Eissenstat, the former Trump White House official, says this could go either way.
“It would be prudent to assume the worst and prepare for the worst, but be ready to try to make a better outcome achievable,” he said.
“These threats are real. They’re a manifestation of broader trade trends and they need to be taken seriously.”
- Just Asking wants to know: What questions do you have about the tariffs being threatened by president-elect Donald Trump? Get in touch using this form and send us your questions ahead of our show on Nov. 30.
If anyone can negotiate an exemption, it’s Canada, says Miller.
There’s a deal to be made if Trump actually wants one, he says, because the problems with Canada’s border are comparably minor, and hardly justify the cross-border economic damage of tariffs on Canada’s oil, cars and food.
“But we cannot assume we’re going to get to a decent place,” Miller said. “There are some people who say, ‘He’s negotiating.
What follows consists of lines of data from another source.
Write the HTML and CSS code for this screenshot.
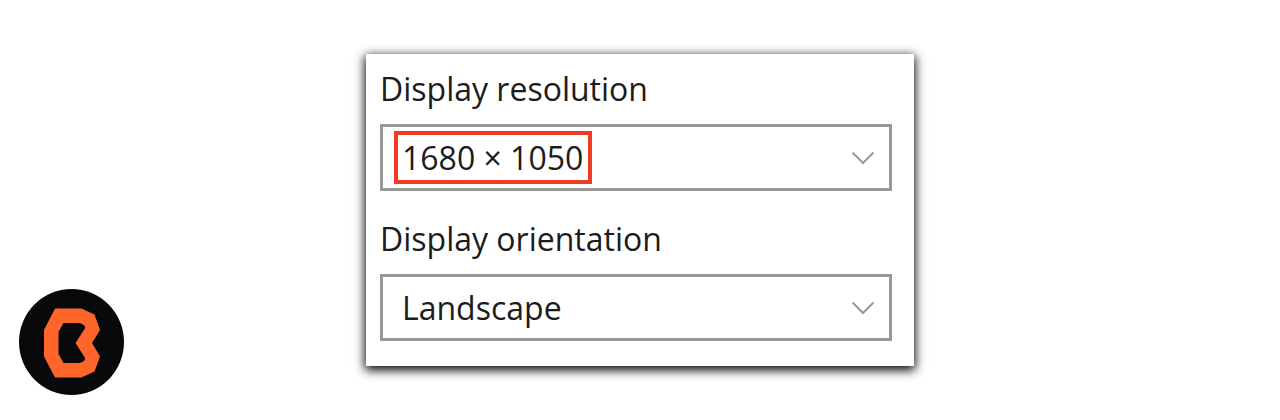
FILE: index.html
```html
<!DOCTYPE html>
<html lang="en">
<head>
<meta charset="utf-8">
<title>Display settings</title>
<meta name="viewport" content="width=device-width, initial-scale=1">
<link rel="stylesheet" href="styles.css">
</head>
<body>
<main class="page">
  <svg class="logo" viewBox="0 0 105 106" role="img" aria-label="Logo">
    <ellipse cx="52.5" cy="53" rx="52.5" ry="53" fill="#07090a"/>
    <path fill="#ff652b" fill-rule="evenodd" d="M36 19.500H62.500L75.500 25.500L81 41L73 54L81 67.500L75.500 82.500L62.500 88.500H36L25 67.500V41ZM44.500 34L39.500 43V65L44.500 74H60Q64.500 73 66 70.500Q66.500 69.500 65.500 68L56.500 54L65.500 40Q66.500 38.500 66 37.500Q64.500 35 60 34Z"/>
  </svg>
  <form class="card">
    <div class="field">
      <label class="label" for="resolution">Display resolution</label>
      <div class="control">
        <select class="select" id="resolution"><option>1680 × 1050</option></select>
        <svg class="chevron" viewBox="0 0 24 14" aria-hidden="true"><path d="M1.500 1.500L12 12L22.500 1.500"/></svg>
        <span class="highlight"></span>
      </div>
    </div>
    <div class="field">
      <label class="label" for="orientation">Display orientation</label>
      <div class="control">
        <select class="select" id="orientation"><option>Landscape</option></select>
        <svg class="chevron" viewBox="0 0 24 14" aria-hidden="true"><path d="M1.500 1.500L12 12L22.500 1.500"/></svg>
      </div>
    </div>
  </form>
</main>
</body>
</html>
```
FILE: styles.css
```css
* {
  box-sizing: border-box;
}

body {
  margin: 0;
  background: #fff;
  color: #1c1c1c;
  font-family: "Open Sans", "Noto Sans", sans-serif;
  font-size: 32px;
  line-height: 44px;
}

.page {
  display: grid;
  grid-template-columns: 1fr minmax(0, 548px) 1fr;
  align-items: center;
  min-height: 100vh;
}

.logo {
  width: 105px;
  height: 106px;
  margin: 0 0 25px 19px;
  align-self: end;
}

.card {
  display: flex;
  flex-direction: column;
  gap: 26px;
  padding: 13px 22px 25px 14px;
  background: #fff;
  box-shadow: 0 3px 10px 1px #000;
}

.field {
  display: flex;
  flex-direction: column;
  gap: 13px;
}

.label {
  height: 44px;
}

.control {
  display: grid;
  position: relative;
  align-items: center;
}

.select {
  appearance: none;
  width: 100%;
  height: 67px;
  padding: 0 64px 0 19px;
  border: 3px solid #999;
  border-radius: 0;
  background: #fff;
  color: inherit;
  font: inherit;
}

.chevron {
  position: absolute;
  right: 17px;
  width: 24px;
  height: 14px;
  fill: none;
  stroke: #999;
  stroke-width: 2;
  pointer-events: none;
}

.highlight {
  position: absolute;
  left: 14px;
  width: 198px;
  height: 53px;
  border: 4px solid #ee3d23;
  pointer-events: none;
}
```
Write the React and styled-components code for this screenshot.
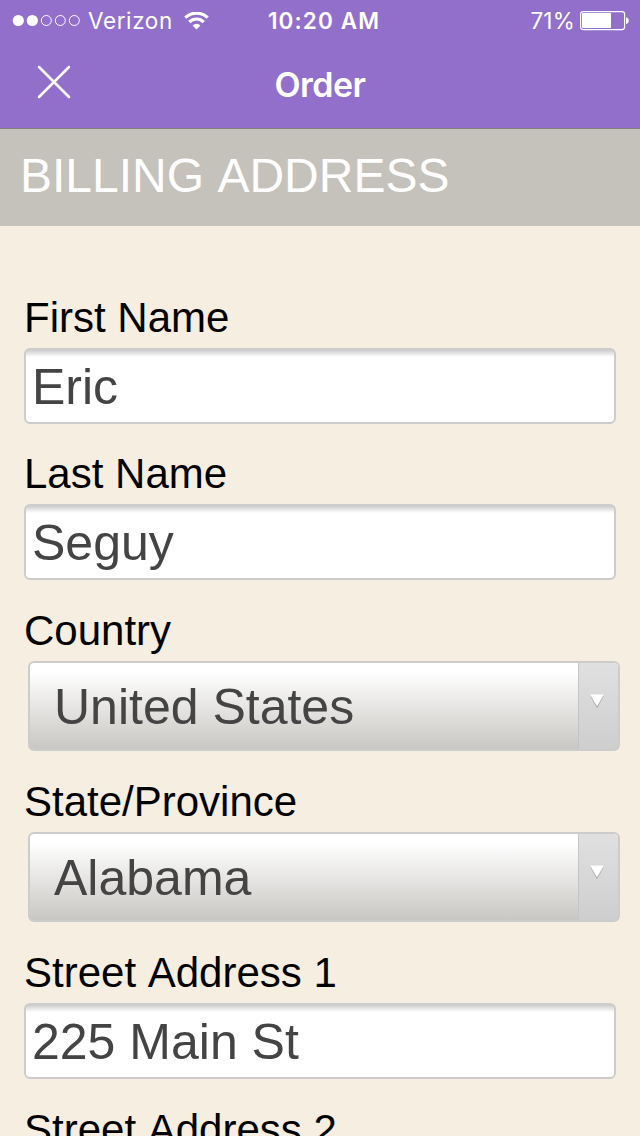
import React from 'react';
import styled, { createGlobalStyle } from 'styled-components';

const fields = [
  { label: 'First Name', value: 'Eric', gap: 25 },
  { label: 'Last Name', value: 'Seguy' },
  { label: 'Country', value: 'United States', type: 'select' },
  { label: 'State/Province', value: 'Alabama', type: 'select' },
  { label: 'Street Address 1', value: '225 Main St' },
  { label: 'Street Address 2', value: '' },
];

function Signal() {
  return (
    <svg width="69" height="13" viewBox="0 0 69 13">
      {[0, 1, 2, 3, 4].map((i) => (
        <circle
          key={i}
          cx={6.3 + i * 14}
          cy="6.5"
          r={i < 2 ? 5.6 : 5}
          fill={i < 2 ? '#fff' : 'none'}
          stroke={i < 2 ? 'none' : '#fff'}
        />
      ))}
    </svg>
  );
}

function Wifi() {
  return (
    <svg width="25" height="18" viewBox="0 0 25 18" fill="none" stroke="#fff" strokeWidth="3.2">
      <path d="M1.3 5.7a16 16 0 0 1 22.4 0" />
      <path d="M5.2 10a10.4 10.4 0 0 1 14.6 0" />
      <path d="M12.5 17.4l-3.9-4a5.6 5.6 0 0 1 7.8 0z" fill="#fff" stroke="none" />
    </svg>
  );
}

function Battery() {
  return (
    <svg width="50" height="20" viewBox="0 0 50 20">
      <rect x="0.6" y="0.6" width="44" height="18" rx="2.6" fill="none" stroke="#fff" strokeWidth="1.1" />
      <rect x="2" y="2" width="29" height="15" rx="0.8" fill="#fff" />
      <path d="M46 6.2c3.7 0.8 3.7 6 0 6.8z" fill="#fff" />
    </svg>
  );
}

function App() {
  return (
    <Screen>
      <GlobalStyle />
      <Header>
        <StatusBar>
          <Carrier>
            <Signal />
            <CarrierName>Verizon</CarrierName>
            <Wifi />
          </Carrier>
          <Clock>10:20 AM</Clock>
          <Power>
            <Percent>71%</Percent>
            <Battery />
          </Power>
        </StatusBar>
        <NavBar>
          <CloseButton aria-label="Close">
            <svg width="34" height="34" viewBox="0 0 34 34" stroke="#fff" strokeWidth="2.5" strokeLinecap="round">
              <path d="M2 2l30 30M32 2L2 32" />
            </svg>
          </CloseButton>
          <Title>Order</Title>
        </NavBar>
      </Header>
      <Banner>BILLING ADDRESS</Banner>
      <Form>
        {fields.map((field) => (
          <FieldRow key={field.label} $gap={field.gap}>
            <Label>{field.label}</Label>
            {field.type === 'select' ? (
              <Select type="button">
                <SelectValue>{field.value}</SelectValue>
                <SelectArrow>
                  <svg width="16" height="15" viewBox="0 0 16 15">
                    <path d="M1 1.5h14L8 14.3z" fill="#aaa" />
                    <path d="M1 0.5h14L8 12.3z" fill="#fff" />
                  </svg>
                </SelectArrow>
              </Select>
            ) : (
              <Input type="text" aria-label={field.label} defaultValue={field.value} />
            )}
          </FieldRow>
        ))}
      </Form>
    </Screen>
  );
}

export default App;


const GlobalStyle = createGlobalStyle`
    * {
        box-sizing: border-box;
    }
    body {
        margin: 0;
        background: #f5eee1;
        overflow: hidden;
    }
    svg {
        display: block;
        flex-shrink: 0;
    }
`;

const Screen = styled.div`
    width: 640px;
    height: 1136px;
    overflow: hidden;
    background: #f5eee1;
    font-family: "Liberation Sans", Arial, sans-serif;
    font-kerning: none;
`;

const Header = styled.header`
    height: 129px;
    background: #926fcb;
    border-bottom: 1px solid #85817f;
    color: #fff;
    font-family: Inter, sans-serif;
    font-kerning: normal;
`;

const StatusBar = styled.div`
    display: grid;
    grid-template-columns: 1fr auto 1fr;
    align-items: center;
    height: 41px;
    padding: 0 10px 0 12px;
    font-size: 22.5px;
    line-height: 41px;
`;

const Carrier = styled.div`
    display: flex;
    align-items: center;
`;

const CarrierName = styled.span`
    width: 88px;
    margin: 0 8px 0 7px;
    letter-spacing: 0.6px;
`;

const Clock = styled.div`
    padding-left: 6px;
    font-weight: 600;
    letter-spacing: 1.1px;
`;

const Power = styled.div`
    display: flex;
    justify-content: flex-end;
    align-items: center;
`;

const Percent = styled.span`
    margin-right: 5px;
    letter-spacing: 0.2px;
`;

const NavBar = styled.nav`
    display: grid;
    grid-template-columns: 1fr auto 1fr;
    align-items: center;
    height: 87px;
    padding: 0 37px;
`;

const CloseButton = styled.button`
    justify-self: start;
    padding: 0;
    margin-bottom: 5px;
    border: none;
    background: transparent;
`;

const Title = styled.h1`
    margin: 0;
    font-size: 34px;
    font-weight: 600;
    line-height: 44px;
    letter-spacing: -0.5px;
`;

const Banner = styled.h2`
    height: 97px;
    margin: 0;
    padding: 0 20px;
    background: #c5c1bb;
    color: #fff;
    font-size: 48px;
    font-weight: normal;
    line-height: 93px;
`;

const Form = styled.form`
    padding: 68px 20px 0 24px;
`;

const FieldRow = styled.div`
    display: flex;
    flex-direction: column;
    margin-bottom: ${(props) => props.$gap || 26}px;
`;

const Label = styled.label`
    margin-bottom: 6px;
    color: #000;
    font-size: 42px;
    line-height: 48px;
`;

const Input = styled.input`
    width: 592px;
    height: 76px;
    margin-bottom: 1px;
    padding: 2px 6px 0;
    border: 2px solid #ccc;
    border-radius: 6px;
    outline: none;
    background: linear-gradient(#ccc, #fff 7px);
    color: #444;
    font-family: inherit;
    font-size: 50px;
    font-kerning: none;
`;

const Select = styled.button`
    display: flex;
    width: 592px;
    height: 90px;
    margin: 0 0 1px 4px;
    padding: 0;
    border: 2px solid #ccc;
    border-radius: 6px;
    background: linear-gradient(#fff 10%, #c9c7c3);
    color: #444;
    font-family: inherit;
    font-size: 50px;
    text-align: left;
    overflow: hidden;
`;

const SelectValue = styled.span`
    flex: 1;
    padding-left: 24px;
    line-height: 88px;
`;

const SelectArrow = styled.span`
    display: flex;
    justify-content: center;
    width: 40px;
    height: 86px;
    padding: 31px 4px 0 0;
    border-left: 1px solid #c4c4c4;
    background: linear-gradient(#e0e0e0, #cecece);
`;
It’s all posturing.’ But I for one don’t take that view. I think he’s somebody who is perfectly willing to carry through on this.”
And if Trump does carry through? There will be lawsuits by U.S. companies, a trade challenge by Canada and Mexico under the CUSMA and talk of retaliatory tariffs, risking additional economic harm.
It’s possible Trump could announce the tariffs on Day 1, Jan. 20, Miller says, then it might take a while to apply them at the border, and in the meantime there would be ongoing negotiations.
The broader story, however, would be the end of an era that dates back to North American trade pacts and arguably even earlier, to the 1965 Canada-U.S. free-trade deal in cars.
“We’re talking about remaking how we’ve run our economies and done trade for the last 30 years,” he said. “[If this happens] effectively USMCA, or CUSMA, is done.”